Dressler : Tout d'abord, je dirais qu'il est important de s'intéresser à l'expérimentation avec soin. Quand des sujets complexes d'ingénierie et de statistiques avancées se rencontrent, il devient facile de se tromper. Les faiblesses de votre processus de développement et de collecte de données seront soulignées en construisant des variations et des tests statistiques. L'A/B testing est un des outils à la puissance folle pour la recherche produit et requiert une expertise avancée et des changements potentiels dans votre culture. Il est fort probable que vous introduisiez des frictions.

Cela posé, les expériences sont aussi d'une puissance incroyable et ouvre des tonnes de potentialité autre que la simple suppression de quelques clics. Si vous vous équipez intelligemment et conduisez des expériences futées, vous pouvez éviter de brûler des tonnes de ressources sur une mauvaise idée, découvrir des informations vitales plus tôt sur la manière de limiter le risque des grands projets ou faciliter l'innovation du bas vers le haut en testant beaucoup de petites idées et promouvoir celles qui ont un impact. Quant à la vitesse, considérez ceci : allez à 200 à l'heure n'est pas si rapide si vous allez dans la mauvaise direction.

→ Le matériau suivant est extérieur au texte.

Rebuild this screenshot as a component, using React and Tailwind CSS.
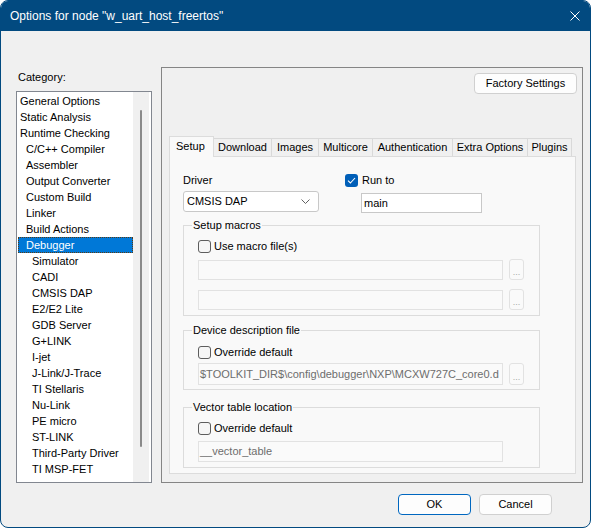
import React from "react";

const categories = [
  ["General Options", 0],
  ["Static Analysis", 0],
  ["Runtime Checking", 0],
  ["C/C++ Compiler", 1],
  ["Assembler", 1],
  ["Output Converter", 1],
  ["Custom Build", 1],
  ["Linker", 1],
  ["Build Actions", 1],
  ["Debugger", 1],
  ["Simulator", 2],
  ["CADI", 2],
  ["CMSIS DAP", 2],
  ["E2/E2 Lite", 2],
  ["GDB Server", 2],
  ["G+LINK", 2],
  ["I-jet", 2],
  ["J-Link/J-Trace", 2],
  ["TI Stellaris", 2],
  ["Nu-Link", 2],
  ["PE micro", 2],
  ["ST-LINK", 2],
  ["Third-Party Driver", 2],
  ["TI MSP-FET", 2],
];

const indent = ["pl-[1px]", "pl-[7px]", "pl-[13px]"];

const tabs = [
  ["Setup", "w-[45px]"],
  ["Download", "w-[58px]"],
  ["Images", "w-[47px]"],
  ["Multicore", "w-[54px]"],
  ["Authentication", "w-[80px]"],
  ["Extra Options", "w-[75px]"],
  ["Plugins", "w-[44px]"],
];

function Checkbox({ checked }) {
  if (checked) {
    return (
      <span className="w-[13px] h-[13px] rounded-[3px] bg-[#005fb8] flex items-center justify-center shrink-0">
        <svg width="9" height="7" viewBox="0 0 9 7">
          <path d="M1 3.6 L3.4 6 L8 1" fill="none" stroke="white" strokeWidth="1.1" />
        </svg>
      </span>
    );
  }
  return <span className="w-[13px] h-[13px] rounded-[3px] border border-[#5d5d5d] bg-[#f6f6f6] shrink-0" />;
}

function Field({ text, h = "h-[20px]" }) {
  return (
    <div className={`w-[305px] ${h} border border-[#e2e2e2] bg-[#fafafa] text-[#6d6d6d] flex items-center pl-[1px] overflow-hidden whitespace-nowrap`}>
      {text}
    </div>
  );
}

function Dots({ h = "h-[21px]" }) {
  return (
    <div className={`ml-[6px] w-[15px] ${h} rounded-[3px] border border-[#e2e2e2] bg-[#fafafa] text-[#a8a8a8] text-[9px] flex items-end justify-center pb-[2px] leading-none`}>
      ...
    </div>
  );
}

// group box: fieldset gives the legend cut into the top border
function Group({ label, children, className }) {
  return (
    <fieldset className={`ml-[13px] w-[357px] border border-[#dcdcdc] ${className}`}>
      <legend className="ml-[8px] px-[1px] leading-[16px]">{label}</legend>
      <div className="pl-[14px]">{children}</div>
    </fieldset>
  );
}

export default function App() {
  return (
    <div className="w-[591px] h-[528px] bg-white">
      <div className="w-[591px] h-[528px] flex flex-col rounded-[8px] overflow-hidden border border-[#024a80] bg-[#f0f0f0] text-[11px] text-black font-['Liberation_Sans',Arial,sans-serif]">
        <div className="h-[30px] shrink-0 bg-[#024a80] flex items-center justify-between pl-[9px] pr-[10px] text-white text-[12px]">
          <span>Options for node "w_uart_host_freertos"</span>
          <svg width="10" height="10" viewBox="0 0 10 10">
            <path d="M0.5 0.5 L9.5 9.5 M9.5 0.5 L0.5 9.5" stroke="white" strokeWidth="1" />
          </svg>
        </div>

        <div className="flex">
          <div className="ml-[15px] w-[136px]">
            <div className="mt-[38px] pl-[2px] leading-[16px]">Category:</div>
            <div className="mt-[6px] h-[392px] border border-[#828790] bg-white flex">
              <div className="w-[116px] pl-[1px] pt-[1px]">
                {categories.map(([name, level]) => {
                  const sel = name === "Debugger";
                  return (
                    <div
                      key={name}
                      className={`h-[16px] leading-[14px] border whitespace-nowrap ${indent[level]} ${
                        sel ? "bg-[#0078d7] text-white border-dotted border-[#5a3a12]" : "border-transparent"
                      }`}
                    >
                      {name}
                    </div>
                  );
                })}
              </div>
              <div className="w-[16px] mr-[2px] bg-[#f0f0f0]">
                <div className="mt-[18px] ml-[7px] w-[2px] h-[337px] rounded-full bg-[#8a8a8a]" />
              </div>
            </div>
          </div>

          <div className="ml-[9px] mt-[36px] w-[422px] h-[416px] border border-[#858585] flex flex-col">
            <div className="flex justify-end pt-[5px] pr-[5px]">
              <div className="w-[103px] h-[21px] rounded-[4px] border border-[#d0d0d0] bg-[#fdfdfd] flex items-center justify-center">
                Factory Settings
              </div>
            </div>

            <div className="mt-[42px] ml-[7px] flex items-end h-[20px]">
              {tabs.map(([name, w], i) =>
                i === 0 ? (
                  <div
                    key={name}
                    className={`${w} h-[21px] -mb-px relative z-10 bg-[#f9f9f9] border-x border-t border-[#dcdcdc] flex items-center pl-[6px] pb-[2px]`}
                  >
                    {name}
                  </div>
                ) : (
                  <div
                    key={name}
                    className={`${w} h-[18px] bg-[#f0f0f0] border-t border-r border-[#d9d9d9] flex items-center justify-center`}
                  >
                    {name}
                  </div>
                )
              )}
            </div>

            <div className="ml-[7px] w-[407px] h-[318px] border border-[#dcdcdc] bg-[#f9f9f9]">
              <div className="flex">
                <div className="ml-[13px] mt-[15px] w-[136px]">
                  <div className="leading-[16px]">Driver</div>
                  <div className="mt-[3px] h-[21px] border border-[#c8c8c8] rounded-[3px] bg-white flex items-center justify-between pl-[3px] pr-[8px]">
                    <span>CMSIS DAP</span>
                    <svg width="9" height="5" viewBox="0 0 9 5">
                      <path d="M0.5 0.5 L4.5 4.5 L8.5 0.5" fill="none" stroke="#606060" strokeWidth="1" />
                    </svg>
                  </div>
                </div>
                <div className="ml-[26px] mt-[15px]">
                  <div className="h-[16px] flex items-center gap-[4px]">
                    <Checkbox checked />
                    <span>Run to</span>
                  </div>
                  <div className="ml-[16px] mt-[5px] w-[121px] h-[20px] border border-[#c8c8c8] bg-white flex items-center pl-[2px]">
                    main
                  </div>
                </div>
              </div>

              <Group label="Setup macros" className="mt-[4px] pb-[5px]">
                <div className="mt-[5px] h-[16px] flex items-center gap-[3px]">
                  <Checkbox />
                  <span>Use macro file(s)</span>
                </div>
                <div className="mt-[5px] flex items-center">
                  <Field />
                  <Dots />
                </div>
                <div className="mt-[9px] flex items-center">
                  <Field />
                  <Dots />
                </div>
              </Group>

              <Group label="Device description file" className="mt-[6px] pb-[4px]">
                <div className="mt-[6px] h-[16px] flex items-center gap-[3px]">
                  <Checkbox />
                  <span>Override default</span>
                </div>
                <div className="mt-[3px] flex items-center">
                  <Field text="$TOOLKIT_DIR$\config\debugger\NXP\MCXW727C_core0.d" h="h-[22px]" />
                  <Dots h="h-[22px]" />
                </div>
              </Group>

              <Group label="Vector table location" className="mt-[9px] pb-[5px]">
                <div className="mt-[5px] h-[16px] flex items-center gap-[3px]">
                  <Checkbox />
                  <span>Override default</span>
                </div>
                <div className="mt-[5px] flex items-center">
                  <Field text="__vector_table" h="h-[21px]" />
                </div>
              </Group>
            </div>
          </div>
        </div>

        <div className="mt-[11px] flex justify-end gap-[8px] pr-[38px]">
          <div className="w-[73px] h-[21px] rounded-[4px] border border-[#0067c0] bg-[#fdfdfd] flex items-center justify-center">
            OK
          </div>
          <div className="w-[73px] h-[21px] rounded-[4px] border border-[#d0d0d0] bg-[#fdfdfd] flex items-center justify-center">
            Cancel
          </div>
        </div>
      </div>
    </div>
  );
}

J'encouragerais tout le monde à au moins essayer cela et avec des siècles de gestion d'expérimentations faussées et de mesures imparfaites, les sciences nous proposent quelques bonnes techniques : refaire les tests et vérifier si les résultats sont reproductibles, accompagner l'émergence d'une communauté qui valide le travail de chacun et continuer à itérer sur les pratiques et les instruments sous-jacents. Et le plus important, être conscient que la certitude absolue n'existe pas. Prendre des décisions avec une information imparfaite sera toujours le travail d'un responsable de produit, et les expériences ne sont rien de plus qu'un outil plus ou moins puissant pour aider dans ce travail.